The sturgeon flow augmentation operation requires a volume of water to be released from Libby Dam based on the May water supply forecast for Lake Koocanusa.  The forecasted inflow volume for the April to August period is 5.4 million-acre-feet (or 92 percent of average), which sets this year’s sturgeon volume at 0.80 million-acre-feet. 

The latest model projections indicate a low chance of exceeding flood stage (1,764 feet above sea level) at Bonners Ferry, Idaho.  Although June precipitation may increase flood risk from downstream tributaries to the Kootenai River not controlled by the dam, current snowpack data do not indicate a likelihood that flood stage will be reached or exceeded.

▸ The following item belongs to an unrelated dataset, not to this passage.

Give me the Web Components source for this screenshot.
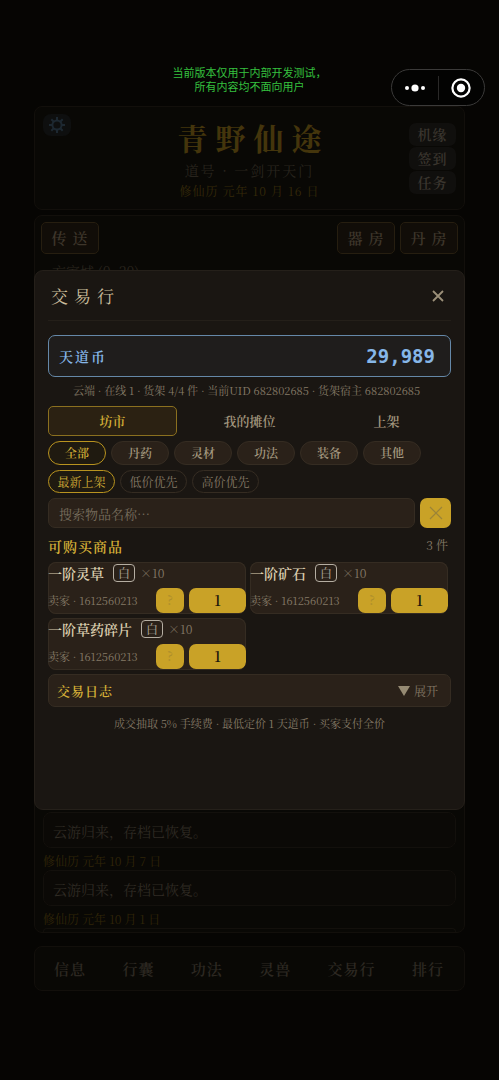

Libby Dam flow and stage projections are based on National Weather Service ensemble forecasts and are updated frequently during runoff season as weather and conditions change.  Forecast modeling includes information on elevations, outflow, and Bonners Ferry seasonal elevation and peak height for the year.  To see the latest projections, visit:

The U.S. Army Corps of Engineers' primary consideration in operating Libby Dam is to minimize risk to human life, health, and safety, while meeting the dam’s multiple purposes and responsibilities. The Corps will closely monitor Kootenai River elevation in Bonners Ferry during the sturgeon flow augmentation and will adjust operations with the aim of staying below 1,764 feet, the local flood stage.

A public information meeting for Libby Dam operations is scheduled for May 28 at the Kootenai River Inn, Bonners Ferry, Idaho, from 7-9 p.m.